Can you give me information on this 12 volt 10 amp power supply?

Discussion in 'General Electronics Chat' started by eddie500, May 6, 2016.

  1. eddie500

    Thread Starter Active Member

    Nov 5, 2011
    This is a cheap 12 volt power supply ordered from china $9 shipped. This is the only small cheap power supply I can find that will take a DC voltage up to 90 volts.

    The two chips with the thermal pad attached to are the following.
    MBR20100CT is a switch mode power rectifier.
    20 A Total (10 A Per Diode Leg) inc._mbrf20100ct-543591.pdf

    RU75N08 is a N-channel advanced power mosfet

    Maybe you can answer some questions about this. You can see a picture with it on my electric bike, it is the one in the sealed aluminum case all the way to the right.

    There are almost no small power supplies on the market that can handle higher 80 DC voltage input and is on the smaller lighter side.

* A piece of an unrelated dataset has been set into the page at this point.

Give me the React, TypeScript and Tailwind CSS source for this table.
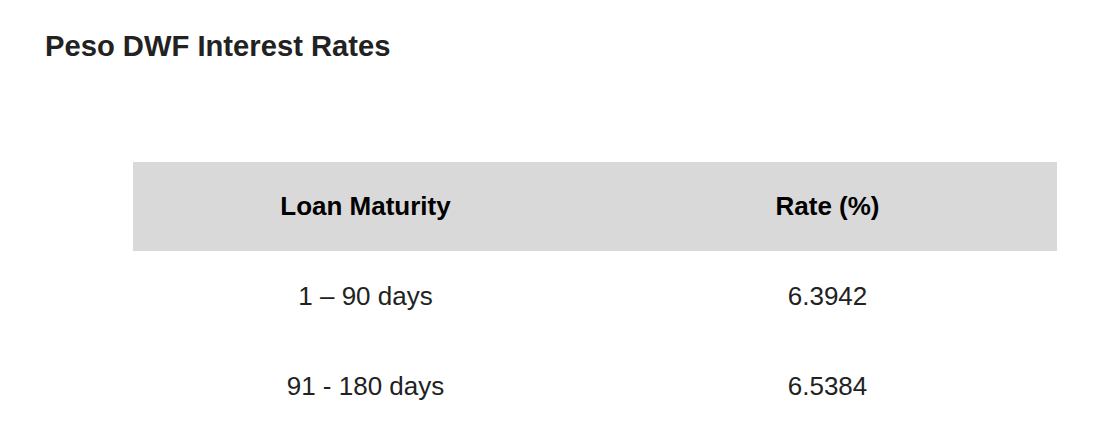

    1) What type of power supply is it?
    2) Any way I can adjust the voltage on it? There are no pots on it.
    3) It is rated for 10 amp peak, 6-7 amps continuous. Any thing I can do to get the output higher?
    4) Anyway to make it lighter in weight by replacing any of the components, especially those heavy steel yellow and green things.
    5) Does it look like a piece of junk?




  2. BR-549

    AAC Fanatic!

    Sep 22, 2013
    How many amps comes with that 90 volts?

    Or should I say half amps?
  3. tcmtech

    Distinguished Member

    Nov 4, 2013
    A considerable amount more information on your bike project and intentions would be greatly helpful.

    Battery type, capacity and voltage plus motor voltage, current and RPM ratings plus how it drives the bike would be a good start.

    Lastly the bikes weight, your weight and the speed you want on what type of terrain would be good too.

    Best guess now is you are trying to use a 90-volt battery bank to drive a 12-volt motor. Why? o_O

    At the moment in theory you could get ~240 watts of power to the motor which in realistic terms is about 1/3 of a HP or enough to move a 20-pound bike with a 50-pound kid at a rather poor rate of speed on anything but flat smooth surfaces.
    Put an adult on it and it's just enough power to really rub a guy the wrong ways over how useless of a power assist it is. :oops:
  4. eddie500

    Thread Starter Active Member

    Nov 5, 2011
    Sorry for not giving more detail. The power supply is just a 12 volt power supply used to power accessories, like lights, and other things. It is not used to power the bike.

    It is powered from the 82 volt battery inside the bike. So I am converting 82 volts to 12 volts with this tiny power supply.

    The bike really has nothing to do with anything, just that the power supply needs to be small and lightweight because it is on an electric bike.
  5. Alec_t

    AAC Fanatic!

    Sep 17, 2013
    Then it's unlikely to last very long :). The input voltage rating is only 72V.
    In answer to your questions:
    1) Switch-mode.
    2) Only if you can reverse-engineer the circuit. But why would you want to? Aren't your lights etc 12V ones?
    3) No.
    4) No.
    5) It looks 'average', but may not have suitable specs for your requirements.